According to recycleworks.org, yard and food waste make up 30 percent of the waste stream. Composting your kitchen and yard trimmings helps divert that waste from the landfill, waterways and water treatment facilities. You can buy a composting kit for less than $100 or just make one of your own.

“I also joined a CSA this year and spent less on organic, locally grown, just-picked fruits, veggies, flowers and herbs than I would’ve paid in the store for food that traveled, perhaps thousands of miles, were laden with pesticides and had lost some of their nutrition due to the drive,” Deninger said.

When it comes to making changes in your home, it’s a big misconception that you must purchase expensive technologies such as major heating systems to go green. You can make green changes in your home no matter what your budget.

“What changes you make also depends on the home you live in,” said Steven Lapage, energy reduction specialist, certified solar professional at Malcarne Solar in Rhinebeck. “You might not think that changing your lighting will save you money, but it does.”

Laurie Bryant admits that she questions whether or not the small sacrifices will make any difference anywhere but in her own comfort.

“We recycle, have switched to the energy-saver lightbulbs and are conscious of thermostat temps and conserving electricity in general,” said the LaGrange resident. “I’m careful about disposing electronics and other household dangers. But our well water is softened and I don’t like the taste, even filtered, so I just can’t give up bottled water.”

She said she’s looking into getting a large 5-gallon dispenser and using refillable bottles to be more responsible, but she’s conflicted about the issue.

“I realize we need to make changes, but when big business and government resist or make it difficult and expensive to move away from fossil fuels and switch to available alternative fuels, or make a real difference with poisonous emissions, I honestly resent that I am judged for buying bottled waters and recycling them,” Bryant said.

Lapage said that going green, even low-cost changes, can be a tough sell.

“People are skeptical because they don’t know about it and don’t understand it,” he said. “If you are involved in the industry you know it works. It’s a hard sell, but it’s getting easier.”

Starting to go green within your house is the best place to start. In addition to changing lightbulbs, Lapage suggests having properly sized window air conditioners, so they don’t draw an enormous amount of energy.

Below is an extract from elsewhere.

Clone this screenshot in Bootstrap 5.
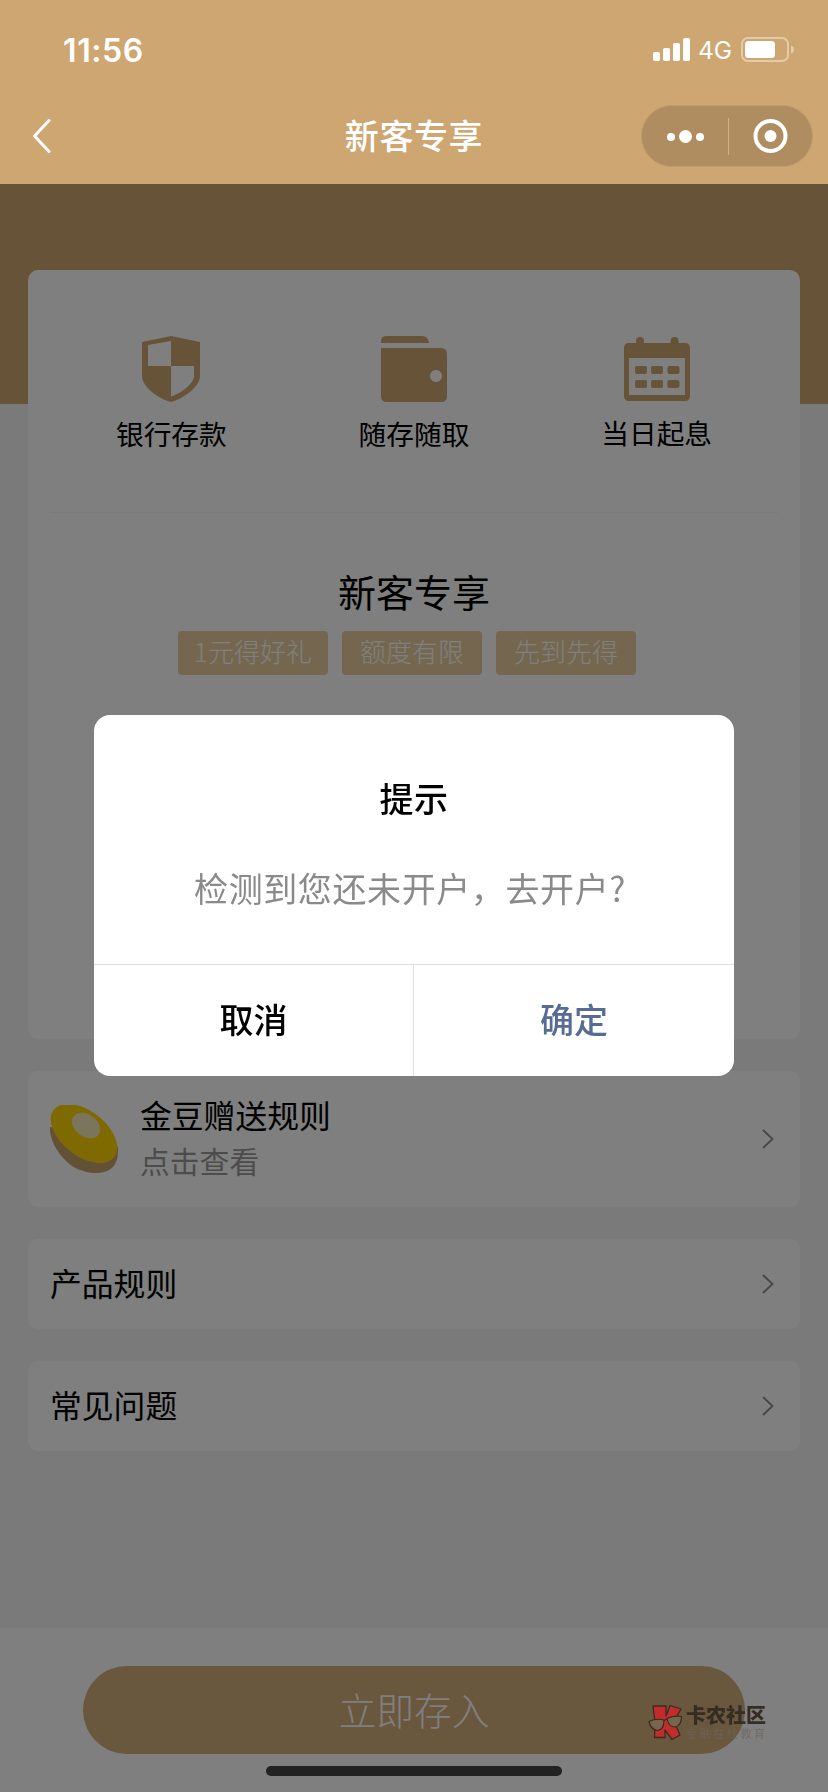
<!DOCTYPE html>
<html lang="zh-CN">
<head>
<meta charset="utf-8">
<meta name="viewport" content="width=device-width, initial-scale=1">
<title>新客专享</title>
<link rel="stylesheet" href="https://cdn.jsdelivr.net/npm/bootstrap@5.3.0/dist/css/bootstrap.min.css">
<style>
:root { --gold:#cea671; }
body { font-family:"Noto Sans CJK SC",sans-serif; background:#f5f5f5; color:#000; width:828px; height:1792px; overflow:hidden; line-height:1; }
svg { display:block; flex:none; }
.topbar { height:184px; background:var(--gold); color:#fff; z-index:1; }
.statusbar { height:88px; padding:12px 33px 0 63px; }
.clock { font:600 32px/1 Inter,sans-serif; letter-spacing:.6px; padding-top:1px; }
.net { font:400 24.5px/1 Inter,sans-serif; margin:1px 9px 0 7px; }
.navrow { height:96px; display:grid; grid-template-columns:1fr auto 1fr; align-items:center; padding:0 15px; }
.navrow h1 { font-size:34px; font-weight:500; letter-spacing:.6px; line-height:50px; margin:-3px 0 0; }
.back { margin-left:15px; }
.capsule { width:172px; height:62px; background:#af8d60; border:1px solid #bd9a6b; border-radius:31px; }
.sep { width:1px; height:37px; background:#cbb08a; }
.band { height:220px; background:var(--gold); }
.page-body { margin-top:-134px; padding:0 28px; }
.panel { background:#fff; border-radius:10px; }
.hero { height:769px; padding:66px 22px 0; }
.feat { height:177px; border-bottom:1px solid #f5f5f5; margin:0; }
.feat > div { padding:0; }
.feat p { font-size:27.7px; line-height:40px; margin:10.5px 0 0; }
.feat svg { fill:var(--gold); }
.feat .up p { margin-top:9.5px; }
.hero h2 { font-size:38px; font-weight:400; line-height:56px; margin:50px 0 0; }
.tagrow { margin:12px 0 0 -14px; gap:14px; }
.tagx { background:#eacf9f; color:#fff; font-size:26px; font-weight:300; line-height:40px; height:44px; width:140px; text-align:center; border-radius:4px; }
.tagx.wide { width:150px; }
.cell { padding:0 26.5px 0 22px; height:90px; margin-top:32px; font-size:31.8px; }
.cell.tall { height:136px; }
.cell .ttl { line-height:46px; padding-bottom:4px; }
.cell .sub { font-size:29.8px; line-height:42px; color:#999; padding-bottom:4px; margin-top:-2px; }
.cell .pair { margin-left:22px; margin-top:-2px; }
.footbar { height:164px; background:#fff; padding-top:38px; margin-top:177px; }
.btn-gold { width:662px; height:88px; border-radius:44px; background:#d3ae7c; color:#fff; font-size:37.8px; font-weight:300; line-height:86px; padding:0 0 2px; border:0; display:block; margin:0 auto; }
.veil { position:fixed; inset:184px 0 0; background:rgba(0,0,0,.5); }
.dialogx { position:fixed; left:94px; top:715px; width:640px; height:361px; background:#fff; border-radius:16px; overflow:hidden; }
.dialogx .body-part { height:249px; padding-top:58px; }
.dialogx h3 { font-size:34px; font-weight:500; line-height:50px; margin:0; letter-spacing:.4px; }
.dialogx .msg { font-size:34px; line-height:50px; letter-spacing:.6px; color:#8a8a8a; margin:39.5px 0 0; padding-right:8px; }
.dialogx .acts { height:112px; border-top:1px solid #dedede; font-size:34px; font-weight:500; }
.dialogx .acts > div { line-height:108px; }
.dialogx .ok { color:#576b95; }
.homebar { position:fixed; left:266px; top:1766px; width:296px; height:10px; border-radius:5px; background:#222; }
.wm { position:fixed; left:647px; top:1702px; }
.wm-name { font-size:20px; font-weight:900; line-height:24px; color:#352c24; padding-top:1px; }
.wm-sub { font-size:11px; line-height:12px; color:#6b665f; letter-spacing:2.6px; opacity:.75; }
</style>
</head>
<body>
<header class="topbar position-relative">
  <div class="statusbar d-flex align-items-center justify-content-between">
    <span class="clock">11:56</span>
    <div class="d-flex align-items-center">
      <svg width="38" height="24" viewBox="0 0 38 24" fill="#fff"><rect x="0" y="14" width="7" height="9" rx="1.8"/><rect x="10" y="10" width="7" height="13" rx="1.8"/><rect x="20" y="5" width="7" height="18" rx="1.8"/><rect x="30" y="0" width="7" height="23" rx="1.8"/></svg>
      <span class="net">4G</span>
      <svg width="54" height="26" viewBox="0 0 54 26"><rect x="1" y="1" width="46" height="23" rx="6" fill="none" stroke="#e5cca9" stroke-width="2"/><rect x="4" y="4" width="30" height="17" rx="3.5" fill="#fff"/><path d="M50 8.500q3 1 3 4t-3 4z" fill="#e5cca9"/></svg>
    </div>
  </div>
  <div class="navrow">
    <svg class="back" width="22" height="36" viewBox="0 0 22 36" fill="none" stroke="#fff" stroke-width="3" stroke-linecap="round" stroke-linejoin="round"><path d="M19 2.500 4.500 18l14.500 15.500"/></svg>
    <h1>新客专享</h1>
    <div class="capsule d-flex align-items-center ms-auto">
      <svg width="86" height="60" viewBox="0 0 86 60" fill="#fff"><circle cx="29" cy="31" r="4"/><circle cx="43.500" cy="30.500" r="6.500"/><circle cx="58" cy="31" r="4"/></svg>
      <div class="sep"></div>
      <svg width="83" height="60" viewBox="0 0 83 60"><circle cx="41.500" cy="30" r="15" fill="none" stroke="#fff" stroke-width="4"/><circle cx="41.500" cy="30" r="6" fill="#fff"/></svg>
    </div>
  </div>
</header>
<div class="band"></div>
<main class="page-body position-relative">
  <section class="panel hero">
    <div class="row feat text-center">
      <div class="col-4">
        <svg class="mx-auto" width="58" height="66" viewBox="0 0 58 66"><path fill-rule="evenodd" d="M29 0 58 6V40C58 51 41 63 29 66 17 63 0 51 0 40V6ZM29 5 6 9V30H29ZM29 30V60.500C38 58 52 48 52 40V30Z"/></svg>
        <p>银行存款</p>
      </div>
      <div class="col-4">
        <svg class="mx-auto" width="66" height="66" viewBox="0 0 66 66"><path d="M0 7V5Q0 0 6 0H41Q47 0 48 7Z"/><path fill-rule="evenodd" d="M0 12H60Q66 12 66 18V60Q66 66 60 66H6Q0 66 0 60ZM55 34a6 6 0 1 0 .01 0Z"/></svg>
        <p>随存随取</p>
      </div>
      <div class="col-4 up">
        <svg class="mx-auto" width="66" height="66" viewBox="0 0 66 66"><path fill-rule="evenodd" d="M12 7V5a4 4 0 0 1 8 0V7H46.500V5a4 4 0 0 1 8 0V7H61Q66 7 66 12V60Q66 65 61 65H5Q0 65 0 60V12Q0 7 5 7ZM5 22V59H61V22Z"/><g><rect x="11" y="30" width="12" height="8" rx="2"/><rect x="27" y="30" width="12" height="8" rx="2"/><rect x="43.500" y="30" width="12" height="8" rx="2"/><rect x="11" y="44" width="12" height="8" rx="2"/><rect x="27" y="44" width="12" height="8" rx="2"/><rect x="43.500" y="44" width="12" height="8" rx="2"/></g></svg>
        <p>当日起息</p>
      </div>
    </div>
    <h2 class="text-center">新客专享</h2>
    <div class="tagrow d-flex justify-content-center">
      <span class="tagx wide">1元得好礼</span><span class="tagx">额度有限</span><span class="tagx">先到先得</span>
    </div>
  </section>
  <section class="panel cell tall d-flex align-items-center">
    <svg width="68" height="69" viewBox="0 0 68 69"><path d="M0 22C-1 34 8 51 22 61 36 70 60 72 66 57Q68 54 68 42L50 30Z" fill="#c4a26c"/><ellipse cx="34" cy="28.500" rx="38.500" ry="22.500" transform="rotate(38 34 28.500)" fill="#ffd400"/><ellipse cx="36" cy="20.500" rx="15.500" ry="11" transform="rotate(35 36 20.500)" fill="#f4eab8"/></svg>
    <div class="flex-grow-1 pair"><div class="ttl">金豆赠送规则</div><div class="sub">点击查看</div></div>
    <svg width="12" height="20" viewBox="0 0 12 20" fill="none" stroke="#8c8c8c" stroke-width="1.800"><path d="M1 1l9.500 9-9.500 9"/></svg>
  </section>
  <section class="panel cell d-flex align-items-center justify-content-between">
    <div class="ttl">产品规则</div>
    <svg width="12" height="20" viewBox="0 0 12 20" fill="none" stroke="#8c8c8c" stroke-width="1.800"><path d="M1 1l9.500 9-9.500 9"/></svg>
  </section>
  <section class="panel cell d-flex align-items-center justify-content-between">
    <div class="ttl">常见问题</div>
    <svg width="12" height="20" viewBox="0 0 12 20" fill="none" stroke="#8c8c8c" stroke-width="1.800"><path d="M1 1l9.500 9-9.500 9"/></svg>
  </section>
</main>
<footer class="footbar"><button class="btn btn-gold" type="button">立即存入</button></footer>

<div class="veil"></div>
<div class="dialogx text-center" role="dialog">
  <div class="body-part"><h3>提示</h3><p class="msg">检测到您还未开户，去开户?</p></div>
  <div class="acts d-flex"><div class="w-50 border-end">取消</div><div class="w-50 ok">确定</div></div>
</div>
<div class="wm d-flex">
  <svg width="36" height="40" viewBox="0 0 36 40" stroke="#3b2a20" stroke-linejoin="round"><path d="M6 4H19V14L23 3.500 34 7 27 19 33 33 25 37.500 18 28V35.500H7.500L8 20Z" fill="#c22c2b" stroke-width="1.300"/><g fill="#75674e" stroke-width="1.200"><path d="M2 19.500Q9 16 17 18 17 28 10.500 28.500 4 28 2 19.500Z"/><path d="M20 16.500Q27 13 34.500 14.500 34.500 24 28 25 21.500 25 20 16.500Z"/><path d="M17 18.500 20 17"/></g></svg>
  <div style="padding-left:3px"><div class="wm-name">卡农社区</div><div class="wm-sub">金融在线教育</div></div>
</div>
<div class="homebar"></div>
<script src="https://cdn.jsdelivr.net/npm/bootstrap@5.3.0/dist/js/bootstrap.bundle.min.js"></script>
</body>
</html>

“There’s also thermal envelope sealing, which means plugging up the holes where the air can escape,” he said. “If you put insulation in the attic and plug up the holes around the light fixtures in the ceiling, it helps.”

He also suggests installing low-flow shower heads and making sure that your dryer has an auto shut off for when the dryer is done.

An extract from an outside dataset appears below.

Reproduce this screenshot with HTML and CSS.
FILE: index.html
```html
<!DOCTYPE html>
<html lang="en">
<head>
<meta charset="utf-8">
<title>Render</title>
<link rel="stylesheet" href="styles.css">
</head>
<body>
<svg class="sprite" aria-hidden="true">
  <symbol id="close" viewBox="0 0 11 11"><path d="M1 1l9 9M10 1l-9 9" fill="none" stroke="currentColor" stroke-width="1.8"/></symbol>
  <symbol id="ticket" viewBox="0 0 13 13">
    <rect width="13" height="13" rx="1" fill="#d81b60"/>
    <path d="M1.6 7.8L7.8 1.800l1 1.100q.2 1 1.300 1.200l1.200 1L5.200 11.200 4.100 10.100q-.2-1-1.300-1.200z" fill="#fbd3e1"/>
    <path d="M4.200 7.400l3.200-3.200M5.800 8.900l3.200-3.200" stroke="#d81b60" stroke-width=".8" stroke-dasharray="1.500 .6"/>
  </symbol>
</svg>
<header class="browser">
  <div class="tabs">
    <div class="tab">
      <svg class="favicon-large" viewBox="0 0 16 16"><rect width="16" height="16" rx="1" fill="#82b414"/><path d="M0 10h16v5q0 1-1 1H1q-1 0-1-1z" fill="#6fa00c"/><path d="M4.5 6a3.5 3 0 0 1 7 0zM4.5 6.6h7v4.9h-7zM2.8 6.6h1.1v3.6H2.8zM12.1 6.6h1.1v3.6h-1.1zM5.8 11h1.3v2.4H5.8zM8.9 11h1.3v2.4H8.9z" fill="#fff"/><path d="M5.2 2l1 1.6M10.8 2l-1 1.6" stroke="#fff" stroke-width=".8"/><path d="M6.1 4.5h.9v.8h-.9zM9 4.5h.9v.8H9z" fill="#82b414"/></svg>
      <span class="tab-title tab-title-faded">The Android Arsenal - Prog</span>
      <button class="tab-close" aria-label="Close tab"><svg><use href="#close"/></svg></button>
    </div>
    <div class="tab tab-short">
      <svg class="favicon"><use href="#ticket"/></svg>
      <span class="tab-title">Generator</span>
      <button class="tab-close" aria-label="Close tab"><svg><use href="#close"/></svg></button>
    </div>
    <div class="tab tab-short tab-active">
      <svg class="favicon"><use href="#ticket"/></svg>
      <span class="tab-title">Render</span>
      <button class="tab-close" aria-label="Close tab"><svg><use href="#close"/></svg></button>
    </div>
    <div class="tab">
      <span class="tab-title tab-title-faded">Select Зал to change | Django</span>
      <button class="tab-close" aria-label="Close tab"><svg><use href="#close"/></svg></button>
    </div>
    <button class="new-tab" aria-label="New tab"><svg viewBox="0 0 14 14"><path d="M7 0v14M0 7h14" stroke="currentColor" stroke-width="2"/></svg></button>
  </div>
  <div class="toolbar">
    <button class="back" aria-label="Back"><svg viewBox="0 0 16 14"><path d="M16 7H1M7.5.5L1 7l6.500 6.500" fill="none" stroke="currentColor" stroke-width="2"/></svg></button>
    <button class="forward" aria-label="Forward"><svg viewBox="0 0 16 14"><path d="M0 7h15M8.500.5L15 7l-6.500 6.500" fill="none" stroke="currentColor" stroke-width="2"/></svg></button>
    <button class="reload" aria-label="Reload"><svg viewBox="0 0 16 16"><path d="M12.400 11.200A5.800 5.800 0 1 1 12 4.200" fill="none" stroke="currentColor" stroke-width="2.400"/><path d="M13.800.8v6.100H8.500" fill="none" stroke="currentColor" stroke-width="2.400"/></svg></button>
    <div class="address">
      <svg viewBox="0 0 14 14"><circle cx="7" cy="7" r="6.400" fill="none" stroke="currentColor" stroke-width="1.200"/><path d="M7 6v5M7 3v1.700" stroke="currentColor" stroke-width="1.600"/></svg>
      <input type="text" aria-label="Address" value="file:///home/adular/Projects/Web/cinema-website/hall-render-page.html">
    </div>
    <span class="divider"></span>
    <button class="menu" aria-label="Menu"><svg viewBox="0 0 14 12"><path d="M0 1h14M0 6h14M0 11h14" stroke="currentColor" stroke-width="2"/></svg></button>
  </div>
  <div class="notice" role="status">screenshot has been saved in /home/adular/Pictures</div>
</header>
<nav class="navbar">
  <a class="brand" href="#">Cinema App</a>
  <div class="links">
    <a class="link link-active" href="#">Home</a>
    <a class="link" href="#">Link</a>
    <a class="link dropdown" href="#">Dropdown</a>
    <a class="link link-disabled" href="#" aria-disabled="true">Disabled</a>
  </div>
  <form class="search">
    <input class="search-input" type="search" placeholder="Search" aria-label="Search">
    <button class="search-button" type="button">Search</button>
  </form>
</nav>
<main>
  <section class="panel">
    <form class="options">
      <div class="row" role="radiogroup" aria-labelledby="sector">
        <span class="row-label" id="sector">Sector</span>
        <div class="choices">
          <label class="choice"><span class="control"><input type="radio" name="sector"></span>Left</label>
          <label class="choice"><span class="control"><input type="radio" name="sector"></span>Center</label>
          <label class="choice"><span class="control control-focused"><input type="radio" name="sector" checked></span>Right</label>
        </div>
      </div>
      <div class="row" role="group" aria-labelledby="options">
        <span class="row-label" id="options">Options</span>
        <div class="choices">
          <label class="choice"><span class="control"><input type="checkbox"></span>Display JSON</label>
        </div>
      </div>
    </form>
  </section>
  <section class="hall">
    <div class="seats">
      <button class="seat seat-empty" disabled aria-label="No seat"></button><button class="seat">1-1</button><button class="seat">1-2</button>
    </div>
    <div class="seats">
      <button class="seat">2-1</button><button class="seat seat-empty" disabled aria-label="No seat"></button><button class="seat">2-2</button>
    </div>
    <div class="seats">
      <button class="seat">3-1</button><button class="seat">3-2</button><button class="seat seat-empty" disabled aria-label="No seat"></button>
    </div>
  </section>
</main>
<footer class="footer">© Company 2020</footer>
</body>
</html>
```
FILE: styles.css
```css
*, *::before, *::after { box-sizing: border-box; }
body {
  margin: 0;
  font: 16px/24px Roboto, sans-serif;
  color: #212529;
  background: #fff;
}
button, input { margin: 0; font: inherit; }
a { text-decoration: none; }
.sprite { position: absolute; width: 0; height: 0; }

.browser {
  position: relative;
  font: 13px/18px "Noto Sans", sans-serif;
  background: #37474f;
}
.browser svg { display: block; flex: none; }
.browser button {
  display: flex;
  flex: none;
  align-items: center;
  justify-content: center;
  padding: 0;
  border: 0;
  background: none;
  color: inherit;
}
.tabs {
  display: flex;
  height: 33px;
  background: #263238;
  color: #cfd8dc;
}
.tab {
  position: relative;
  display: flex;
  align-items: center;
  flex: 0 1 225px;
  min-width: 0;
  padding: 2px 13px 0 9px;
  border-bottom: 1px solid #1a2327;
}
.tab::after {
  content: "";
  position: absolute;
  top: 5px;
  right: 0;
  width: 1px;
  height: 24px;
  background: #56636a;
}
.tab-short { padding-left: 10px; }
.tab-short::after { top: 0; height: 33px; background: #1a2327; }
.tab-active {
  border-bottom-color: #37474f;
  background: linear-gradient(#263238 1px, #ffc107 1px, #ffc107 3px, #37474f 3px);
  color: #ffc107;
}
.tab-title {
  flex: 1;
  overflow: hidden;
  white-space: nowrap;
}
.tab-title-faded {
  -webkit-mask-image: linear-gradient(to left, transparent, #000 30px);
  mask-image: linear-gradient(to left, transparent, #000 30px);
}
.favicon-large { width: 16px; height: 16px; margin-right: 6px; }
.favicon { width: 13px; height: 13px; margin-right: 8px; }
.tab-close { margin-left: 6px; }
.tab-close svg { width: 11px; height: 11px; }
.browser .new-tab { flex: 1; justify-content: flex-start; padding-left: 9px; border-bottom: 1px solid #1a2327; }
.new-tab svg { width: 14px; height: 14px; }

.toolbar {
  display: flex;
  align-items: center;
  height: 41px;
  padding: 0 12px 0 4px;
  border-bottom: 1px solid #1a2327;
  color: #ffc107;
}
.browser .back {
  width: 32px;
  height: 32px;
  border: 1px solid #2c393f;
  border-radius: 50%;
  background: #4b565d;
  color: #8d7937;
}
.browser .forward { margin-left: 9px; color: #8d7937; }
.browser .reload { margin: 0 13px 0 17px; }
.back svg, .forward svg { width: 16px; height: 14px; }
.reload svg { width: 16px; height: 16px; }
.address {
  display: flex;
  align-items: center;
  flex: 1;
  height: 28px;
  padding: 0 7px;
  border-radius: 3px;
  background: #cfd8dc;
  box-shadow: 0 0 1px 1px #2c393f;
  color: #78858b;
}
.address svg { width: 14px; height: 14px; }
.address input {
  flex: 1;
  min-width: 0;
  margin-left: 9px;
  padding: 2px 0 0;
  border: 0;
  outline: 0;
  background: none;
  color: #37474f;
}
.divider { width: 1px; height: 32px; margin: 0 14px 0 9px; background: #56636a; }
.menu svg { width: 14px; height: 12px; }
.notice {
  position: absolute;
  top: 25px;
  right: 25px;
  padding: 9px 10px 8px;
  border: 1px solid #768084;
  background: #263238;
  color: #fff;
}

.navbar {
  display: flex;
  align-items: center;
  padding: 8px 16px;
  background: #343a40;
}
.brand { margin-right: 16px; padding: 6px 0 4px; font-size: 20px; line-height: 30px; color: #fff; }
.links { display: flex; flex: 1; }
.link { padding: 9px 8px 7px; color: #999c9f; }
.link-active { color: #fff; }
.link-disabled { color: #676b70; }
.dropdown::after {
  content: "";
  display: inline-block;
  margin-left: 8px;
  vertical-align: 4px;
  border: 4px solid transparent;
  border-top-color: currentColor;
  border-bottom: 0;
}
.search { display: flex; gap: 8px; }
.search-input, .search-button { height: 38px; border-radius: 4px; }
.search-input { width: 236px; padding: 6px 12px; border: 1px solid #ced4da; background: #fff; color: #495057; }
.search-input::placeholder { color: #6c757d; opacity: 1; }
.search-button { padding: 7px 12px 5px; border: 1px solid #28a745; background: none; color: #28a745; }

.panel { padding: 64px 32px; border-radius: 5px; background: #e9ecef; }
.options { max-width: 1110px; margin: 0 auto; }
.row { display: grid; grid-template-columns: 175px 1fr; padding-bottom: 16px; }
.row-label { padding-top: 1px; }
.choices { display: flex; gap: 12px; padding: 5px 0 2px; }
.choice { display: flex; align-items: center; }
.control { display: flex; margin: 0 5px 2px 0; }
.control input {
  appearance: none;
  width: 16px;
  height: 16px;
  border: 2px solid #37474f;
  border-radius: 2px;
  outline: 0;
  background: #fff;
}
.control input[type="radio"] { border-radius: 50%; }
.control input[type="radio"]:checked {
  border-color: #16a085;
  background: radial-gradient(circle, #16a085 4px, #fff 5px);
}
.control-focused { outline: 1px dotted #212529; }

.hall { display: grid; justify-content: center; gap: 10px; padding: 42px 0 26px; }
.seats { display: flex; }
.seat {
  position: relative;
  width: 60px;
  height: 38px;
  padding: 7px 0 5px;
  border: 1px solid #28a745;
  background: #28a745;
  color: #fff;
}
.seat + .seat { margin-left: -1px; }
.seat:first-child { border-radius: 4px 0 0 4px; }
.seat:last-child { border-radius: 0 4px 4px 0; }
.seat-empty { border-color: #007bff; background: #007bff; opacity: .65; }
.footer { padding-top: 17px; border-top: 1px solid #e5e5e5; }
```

“Stop using hot water to wash clothes, too,” he said.

Making small, effective changes is done prior to the bigger changes, such as installing new energy-saving appliances or adding solar to your home. Companies such as Malcarne Solar provide complimentary energy audits so you can have your home evaluated and learn how much electricity you use, and identify ways to reduce your energy use through simple repairs and the installation of energy-efficient systems.

After these low-cost projects are complete, especially those on your home, you should begin to see a reduction in your heating and cooling bills, Lapage said. Then you can take the extra money and put it toward your next green project.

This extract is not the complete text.